# [INFORMATION SUPPLIED]
--- BEGIN ---
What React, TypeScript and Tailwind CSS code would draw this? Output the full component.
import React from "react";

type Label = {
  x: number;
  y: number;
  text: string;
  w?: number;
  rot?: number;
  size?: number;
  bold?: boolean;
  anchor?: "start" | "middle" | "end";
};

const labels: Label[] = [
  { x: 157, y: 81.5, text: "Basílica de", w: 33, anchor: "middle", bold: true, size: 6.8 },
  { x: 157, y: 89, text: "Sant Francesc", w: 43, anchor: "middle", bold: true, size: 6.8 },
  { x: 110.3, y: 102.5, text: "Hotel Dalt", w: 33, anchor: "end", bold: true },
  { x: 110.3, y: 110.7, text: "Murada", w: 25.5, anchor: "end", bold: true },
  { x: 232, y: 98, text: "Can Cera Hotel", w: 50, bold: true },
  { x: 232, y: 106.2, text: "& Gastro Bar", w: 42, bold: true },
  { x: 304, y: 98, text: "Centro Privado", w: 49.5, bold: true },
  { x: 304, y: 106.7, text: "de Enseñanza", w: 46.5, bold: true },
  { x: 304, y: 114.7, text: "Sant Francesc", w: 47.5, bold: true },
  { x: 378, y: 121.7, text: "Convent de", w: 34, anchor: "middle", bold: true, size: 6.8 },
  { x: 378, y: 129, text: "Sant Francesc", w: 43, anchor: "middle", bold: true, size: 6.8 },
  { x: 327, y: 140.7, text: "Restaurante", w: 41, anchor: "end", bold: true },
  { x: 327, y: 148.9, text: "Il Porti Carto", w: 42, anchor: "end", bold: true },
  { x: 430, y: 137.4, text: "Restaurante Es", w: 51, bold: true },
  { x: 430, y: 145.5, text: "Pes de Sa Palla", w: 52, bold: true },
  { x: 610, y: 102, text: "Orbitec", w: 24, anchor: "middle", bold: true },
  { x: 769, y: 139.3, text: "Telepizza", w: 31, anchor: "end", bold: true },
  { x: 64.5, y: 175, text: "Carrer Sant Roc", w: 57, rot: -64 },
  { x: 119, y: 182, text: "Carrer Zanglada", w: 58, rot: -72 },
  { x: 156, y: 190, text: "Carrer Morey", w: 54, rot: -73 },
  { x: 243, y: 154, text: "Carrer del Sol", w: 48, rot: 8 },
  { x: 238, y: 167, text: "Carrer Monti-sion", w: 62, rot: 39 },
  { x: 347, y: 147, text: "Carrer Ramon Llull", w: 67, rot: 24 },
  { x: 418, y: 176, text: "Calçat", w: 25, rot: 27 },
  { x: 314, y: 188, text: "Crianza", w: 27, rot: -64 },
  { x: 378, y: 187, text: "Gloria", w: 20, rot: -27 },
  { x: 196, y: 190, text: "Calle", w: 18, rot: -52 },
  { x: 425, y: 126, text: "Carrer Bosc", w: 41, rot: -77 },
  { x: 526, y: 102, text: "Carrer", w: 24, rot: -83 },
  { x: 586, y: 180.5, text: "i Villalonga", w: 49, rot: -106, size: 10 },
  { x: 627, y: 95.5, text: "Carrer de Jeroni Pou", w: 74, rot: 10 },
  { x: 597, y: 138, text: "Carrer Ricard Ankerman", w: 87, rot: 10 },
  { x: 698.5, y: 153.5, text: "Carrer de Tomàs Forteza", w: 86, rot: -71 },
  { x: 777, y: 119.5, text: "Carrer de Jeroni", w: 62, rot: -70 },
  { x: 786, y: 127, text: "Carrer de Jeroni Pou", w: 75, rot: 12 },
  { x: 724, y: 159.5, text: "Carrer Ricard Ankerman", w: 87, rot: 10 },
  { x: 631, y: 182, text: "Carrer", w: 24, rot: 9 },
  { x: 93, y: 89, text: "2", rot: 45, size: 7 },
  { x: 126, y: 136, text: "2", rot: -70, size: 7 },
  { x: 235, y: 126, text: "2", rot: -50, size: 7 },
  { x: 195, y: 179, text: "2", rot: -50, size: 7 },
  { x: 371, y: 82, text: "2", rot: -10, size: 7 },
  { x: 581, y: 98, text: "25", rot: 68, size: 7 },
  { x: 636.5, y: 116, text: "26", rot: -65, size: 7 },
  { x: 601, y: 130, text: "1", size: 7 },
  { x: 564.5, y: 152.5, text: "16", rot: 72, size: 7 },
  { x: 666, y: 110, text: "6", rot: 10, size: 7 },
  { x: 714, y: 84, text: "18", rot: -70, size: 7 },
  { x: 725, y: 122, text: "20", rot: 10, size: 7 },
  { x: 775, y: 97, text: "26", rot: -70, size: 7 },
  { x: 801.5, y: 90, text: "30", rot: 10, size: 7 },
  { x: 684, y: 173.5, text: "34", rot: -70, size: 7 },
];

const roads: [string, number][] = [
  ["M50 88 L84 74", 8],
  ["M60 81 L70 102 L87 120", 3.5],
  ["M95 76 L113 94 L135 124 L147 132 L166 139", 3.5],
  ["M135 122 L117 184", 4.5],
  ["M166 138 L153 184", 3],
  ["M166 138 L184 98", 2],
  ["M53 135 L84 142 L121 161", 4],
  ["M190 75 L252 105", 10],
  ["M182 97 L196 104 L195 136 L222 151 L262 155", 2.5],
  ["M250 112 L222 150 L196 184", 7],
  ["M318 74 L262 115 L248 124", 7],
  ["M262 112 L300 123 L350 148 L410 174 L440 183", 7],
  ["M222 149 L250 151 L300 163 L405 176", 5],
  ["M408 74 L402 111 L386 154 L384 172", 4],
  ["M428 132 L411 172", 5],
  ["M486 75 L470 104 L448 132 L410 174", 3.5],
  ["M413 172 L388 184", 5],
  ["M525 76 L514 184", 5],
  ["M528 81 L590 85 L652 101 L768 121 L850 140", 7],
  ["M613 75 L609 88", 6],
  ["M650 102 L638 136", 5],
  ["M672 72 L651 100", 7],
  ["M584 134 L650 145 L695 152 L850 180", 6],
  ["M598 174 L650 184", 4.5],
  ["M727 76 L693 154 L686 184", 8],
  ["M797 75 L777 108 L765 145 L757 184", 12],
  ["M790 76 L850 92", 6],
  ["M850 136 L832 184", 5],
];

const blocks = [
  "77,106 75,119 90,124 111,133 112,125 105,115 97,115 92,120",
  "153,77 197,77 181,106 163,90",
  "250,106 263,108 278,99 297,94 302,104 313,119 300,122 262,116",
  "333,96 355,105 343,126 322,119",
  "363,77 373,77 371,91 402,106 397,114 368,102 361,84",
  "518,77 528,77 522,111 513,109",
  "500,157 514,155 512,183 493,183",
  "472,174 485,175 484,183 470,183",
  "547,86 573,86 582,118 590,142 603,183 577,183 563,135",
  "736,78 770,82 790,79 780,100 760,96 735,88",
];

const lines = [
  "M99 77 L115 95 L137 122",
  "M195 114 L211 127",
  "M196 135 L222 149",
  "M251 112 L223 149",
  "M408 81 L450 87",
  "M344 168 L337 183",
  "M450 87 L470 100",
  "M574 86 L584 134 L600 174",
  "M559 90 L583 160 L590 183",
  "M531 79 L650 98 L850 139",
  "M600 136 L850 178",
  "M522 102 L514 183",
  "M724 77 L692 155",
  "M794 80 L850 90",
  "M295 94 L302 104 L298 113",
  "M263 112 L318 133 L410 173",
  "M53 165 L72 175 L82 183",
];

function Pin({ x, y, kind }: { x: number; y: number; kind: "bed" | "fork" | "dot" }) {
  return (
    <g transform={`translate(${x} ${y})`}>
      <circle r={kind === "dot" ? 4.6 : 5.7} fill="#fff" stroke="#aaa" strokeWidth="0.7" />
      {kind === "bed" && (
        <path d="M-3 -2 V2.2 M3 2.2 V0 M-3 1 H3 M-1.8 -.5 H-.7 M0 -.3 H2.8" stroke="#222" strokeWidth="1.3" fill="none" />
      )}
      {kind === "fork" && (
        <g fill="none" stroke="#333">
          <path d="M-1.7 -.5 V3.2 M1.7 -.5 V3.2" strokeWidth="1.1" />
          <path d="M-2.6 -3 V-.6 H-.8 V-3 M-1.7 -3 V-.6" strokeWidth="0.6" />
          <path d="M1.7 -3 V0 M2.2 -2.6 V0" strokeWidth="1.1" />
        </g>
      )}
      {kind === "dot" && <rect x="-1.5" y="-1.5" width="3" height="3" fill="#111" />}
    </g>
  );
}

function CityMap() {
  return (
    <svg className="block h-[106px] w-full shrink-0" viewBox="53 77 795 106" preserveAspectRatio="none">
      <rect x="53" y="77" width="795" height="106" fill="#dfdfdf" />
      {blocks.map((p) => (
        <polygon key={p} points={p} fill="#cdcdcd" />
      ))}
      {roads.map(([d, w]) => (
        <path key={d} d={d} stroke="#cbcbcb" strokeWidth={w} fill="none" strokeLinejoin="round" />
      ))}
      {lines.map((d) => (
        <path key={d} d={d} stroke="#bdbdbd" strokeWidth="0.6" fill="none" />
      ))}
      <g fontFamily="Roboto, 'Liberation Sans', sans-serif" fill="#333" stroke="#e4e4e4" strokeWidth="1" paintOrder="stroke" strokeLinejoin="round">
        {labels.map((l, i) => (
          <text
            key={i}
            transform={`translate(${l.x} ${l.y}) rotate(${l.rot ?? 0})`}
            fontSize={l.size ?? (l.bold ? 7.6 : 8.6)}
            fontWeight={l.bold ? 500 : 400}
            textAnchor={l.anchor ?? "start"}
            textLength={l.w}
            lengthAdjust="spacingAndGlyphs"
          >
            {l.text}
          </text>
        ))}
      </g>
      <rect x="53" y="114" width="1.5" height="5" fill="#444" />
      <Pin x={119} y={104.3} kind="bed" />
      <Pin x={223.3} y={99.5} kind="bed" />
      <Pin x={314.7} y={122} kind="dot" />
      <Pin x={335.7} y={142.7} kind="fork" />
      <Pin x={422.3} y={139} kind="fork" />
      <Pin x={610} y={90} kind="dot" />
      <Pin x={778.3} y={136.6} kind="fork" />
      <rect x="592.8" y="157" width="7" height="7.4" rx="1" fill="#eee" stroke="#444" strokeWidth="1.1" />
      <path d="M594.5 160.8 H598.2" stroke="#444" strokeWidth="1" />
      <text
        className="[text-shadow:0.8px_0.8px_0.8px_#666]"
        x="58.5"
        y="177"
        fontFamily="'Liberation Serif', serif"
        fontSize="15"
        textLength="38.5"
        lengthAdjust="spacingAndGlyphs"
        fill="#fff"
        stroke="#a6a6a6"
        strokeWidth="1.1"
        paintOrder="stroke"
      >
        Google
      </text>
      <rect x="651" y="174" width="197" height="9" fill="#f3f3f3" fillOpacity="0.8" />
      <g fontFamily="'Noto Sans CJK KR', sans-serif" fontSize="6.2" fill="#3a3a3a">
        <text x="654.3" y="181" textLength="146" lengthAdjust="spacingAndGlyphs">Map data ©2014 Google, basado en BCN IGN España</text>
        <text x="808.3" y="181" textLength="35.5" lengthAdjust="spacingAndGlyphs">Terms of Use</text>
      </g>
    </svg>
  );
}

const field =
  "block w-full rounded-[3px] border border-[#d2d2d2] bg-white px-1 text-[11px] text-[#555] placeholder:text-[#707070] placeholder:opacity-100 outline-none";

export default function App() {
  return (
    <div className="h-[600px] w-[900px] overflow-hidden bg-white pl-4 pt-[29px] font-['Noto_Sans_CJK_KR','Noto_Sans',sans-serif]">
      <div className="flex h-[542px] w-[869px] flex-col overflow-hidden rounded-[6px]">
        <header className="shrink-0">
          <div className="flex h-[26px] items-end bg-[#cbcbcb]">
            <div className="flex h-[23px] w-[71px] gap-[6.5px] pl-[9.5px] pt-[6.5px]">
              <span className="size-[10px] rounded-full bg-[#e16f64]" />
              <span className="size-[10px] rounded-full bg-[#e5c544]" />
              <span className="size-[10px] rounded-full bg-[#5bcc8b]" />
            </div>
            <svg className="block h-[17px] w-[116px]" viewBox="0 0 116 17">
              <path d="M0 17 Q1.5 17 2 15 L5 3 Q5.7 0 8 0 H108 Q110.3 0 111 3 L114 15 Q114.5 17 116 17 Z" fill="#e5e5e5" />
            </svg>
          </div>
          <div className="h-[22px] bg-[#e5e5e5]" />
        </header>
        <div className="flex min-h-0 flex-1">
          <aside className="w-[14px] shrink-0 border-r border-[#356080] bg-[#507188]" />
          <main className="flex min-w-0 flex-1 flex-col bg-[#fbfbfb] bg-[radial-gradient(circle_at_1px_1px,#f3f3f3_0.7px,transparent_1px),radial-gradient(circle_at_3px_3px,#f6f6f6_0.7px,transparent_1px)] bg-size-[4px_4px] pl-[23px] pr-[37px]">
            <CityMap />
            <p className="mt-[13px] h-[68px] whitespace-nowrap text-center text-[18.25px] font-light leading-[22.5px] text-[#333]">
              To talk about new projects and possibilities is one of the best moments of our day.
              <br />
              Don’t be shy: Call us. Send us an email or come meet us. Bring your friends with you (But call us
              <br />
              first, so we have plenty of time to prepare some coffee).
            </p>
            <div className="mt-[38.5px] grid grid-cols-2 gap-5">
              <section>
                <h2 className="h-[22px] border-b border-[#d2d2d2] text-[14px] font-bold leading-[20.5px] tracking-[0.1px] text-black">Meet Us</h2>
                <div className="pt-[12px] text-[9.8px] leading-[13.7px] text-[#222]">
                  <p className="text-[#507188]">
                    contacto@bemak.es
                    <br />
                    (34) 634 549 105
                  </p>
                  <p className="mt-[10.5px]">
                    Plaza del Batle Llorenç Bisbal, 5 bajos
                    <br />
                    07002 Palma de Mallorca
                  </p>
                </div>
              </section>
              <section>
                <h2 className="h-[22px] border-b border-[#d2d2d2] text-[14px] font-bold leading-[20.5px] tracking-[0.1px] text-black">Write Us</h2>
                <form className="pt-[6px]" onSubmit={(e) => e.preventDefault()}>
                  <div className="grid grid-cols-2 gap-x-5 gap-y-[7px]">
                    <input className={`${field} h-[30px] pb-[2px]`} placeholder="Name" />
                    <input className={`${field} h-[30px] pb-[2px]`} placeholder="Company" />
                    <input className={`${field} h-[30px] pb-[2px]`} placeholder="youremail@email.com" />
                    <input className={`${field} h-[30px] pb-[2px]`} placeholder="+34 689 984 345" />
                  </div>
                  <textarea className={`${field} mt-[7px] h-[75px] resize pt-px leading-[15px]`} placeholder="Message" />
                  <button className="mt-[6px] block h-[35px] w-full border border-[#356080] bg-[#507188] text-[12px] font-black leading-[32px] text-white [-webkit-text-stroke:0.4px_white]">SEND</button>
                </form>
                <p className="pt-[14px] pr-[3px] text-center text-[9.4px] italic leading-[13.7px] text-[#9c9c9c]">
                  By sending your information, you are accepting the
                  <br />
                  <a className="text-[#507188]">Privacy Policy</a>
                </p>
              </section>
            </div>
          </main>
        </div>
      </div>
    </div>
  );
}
--- END ---
Starting at the top of the data above, repeat every line exactly until the line containing "import React from" has been given, then stop.

# [RESPONSE TO THE TASK]
What React, TypeScript and Tailwind CSS code would draw this? Output the full component.
import React from "react";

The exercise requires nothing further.